# AMR Santa Barbara interview



## sdchargersfan (Mar 23, 2009)

I am getting ready for my paramedic interview and I was wondering what kind of paramedic questions they ask?  I hear that AMR Ventura has been know to ask questions like "DKA vs HHNK" and stuff like that.  Any thing helps


----------



## Aidey (Mar 23, 2009)

I know someone who is currently working for AMR and they told me that AMR uses "canned" interviews, where all the locations are sent the same interview sheet to ensure that interview procedures are standard. 

From what he said the questions were all "AMR values xxx quality in it's employees. Give an example of a time you showed xxx quality".


----------



## JROD (Mar 23, 2009)

In my AMR interview for ALCO they asked stuff about personal qualities.  For example, what are your strengths/weaknesses, describe a conflict with a co-worker and how it was resolved, tell us about a time when you had to go above and beyond, what does customer service mean to you, etc.  They didn't asked scenario based medical questions or anything.  They did ask what you would do if an elderly pt needed to go to the hospital but refused...

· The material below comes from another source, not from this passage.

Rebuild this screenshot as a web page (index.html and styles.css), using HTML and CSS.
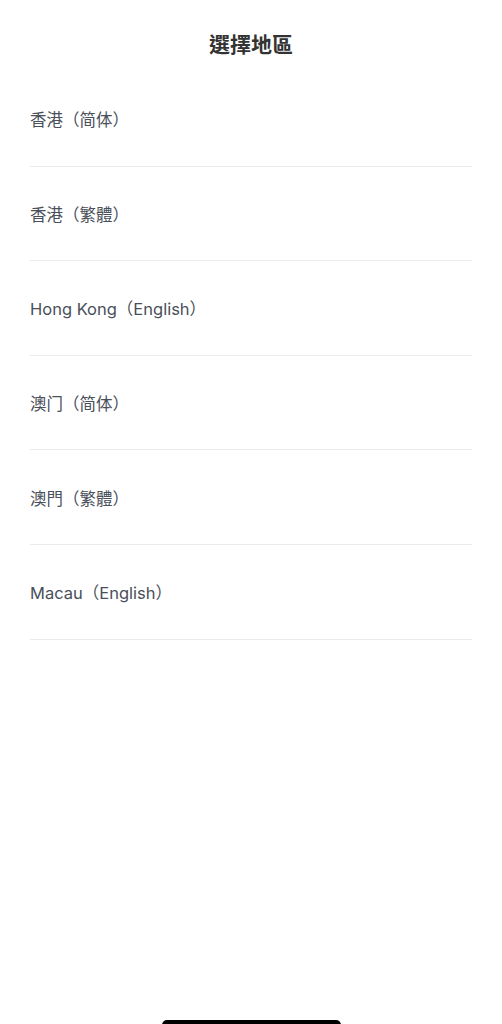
FILE: index.html
```html
<!DOCTYPE html>
<html lang="zh-Hant">
<head>
<meta charset="utf-8">
<meta name="viewport" content="width=device-width, initial-scale=1">
<title>選擇地區</title>
<link rel="stylesheet" href="styles.css">
</head>
<body>
<div class="page">
  <header class="header">
    <h1 class="title">選擇地區</h1>
  </header>
  <ul class="list">
    <li class="row">香港（简体）</li>
    <li class="row">香港（繁體）</li>
    <li class="row">Hong Kong（English）</li>
    <li class="row">澳门（简体）</li>
    <li class="row">澳門（繁體）</li>
    <li class="row">Macau（English）</li>
  </ul>
  <div class="home-indicator"></div>
</div>
</body>
</html>
```
FILE: styles.css
```css
html, body {
  margin: 0;
  padding: 0;
  background: #ffffff;
}
body {
  font-family: "Inter", "Noto Sans CJK TC", "Noto Sans CJK SC", sans-serif;
}
.page {
  position: relative;
  width: 502px;
  height: 1024px;
  overflow: hidden;
  background: #fff;
}
.header {
  height: 72px;
  box-sizing: border-box;
  padding-top: 33px;
  text-align: center;
}
.title {
  margin: 0;
  font-size: 21px;
  line-height: 24px;
  font-weight: 700;
  color: #333333;
}
.list {
  list-style: none;
  margin: 0;
  padding: 0 30px;
}
.row {
  height: 94.6px;
  box-sizing: border-box;
  border-bottom: 1px solid #ebebeb;
  display: flex;
  align-items: center;
  padding-top: 1px;
  font-size: 16.5px;
  color: #4a4f5a;
}
.home-indicator {
  position: absolute;
  left: 162px;
  top: 1020px;
  width: 179px;
  height: 10px;
  border-radius: 5px;
  background: #000;
}
```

Basic stuff like that is what I would prepare for.  Up here, they use the interview to see how well you would fit in to there specific program.  Also, wear a suit or at least slacks and a shirt/tie, bring your resume to hand out to everyone, and always make eye contact and sweep the panel while answering questions.  Make sure to shake everyone's hand and introduce yourself before beginning as well.


----------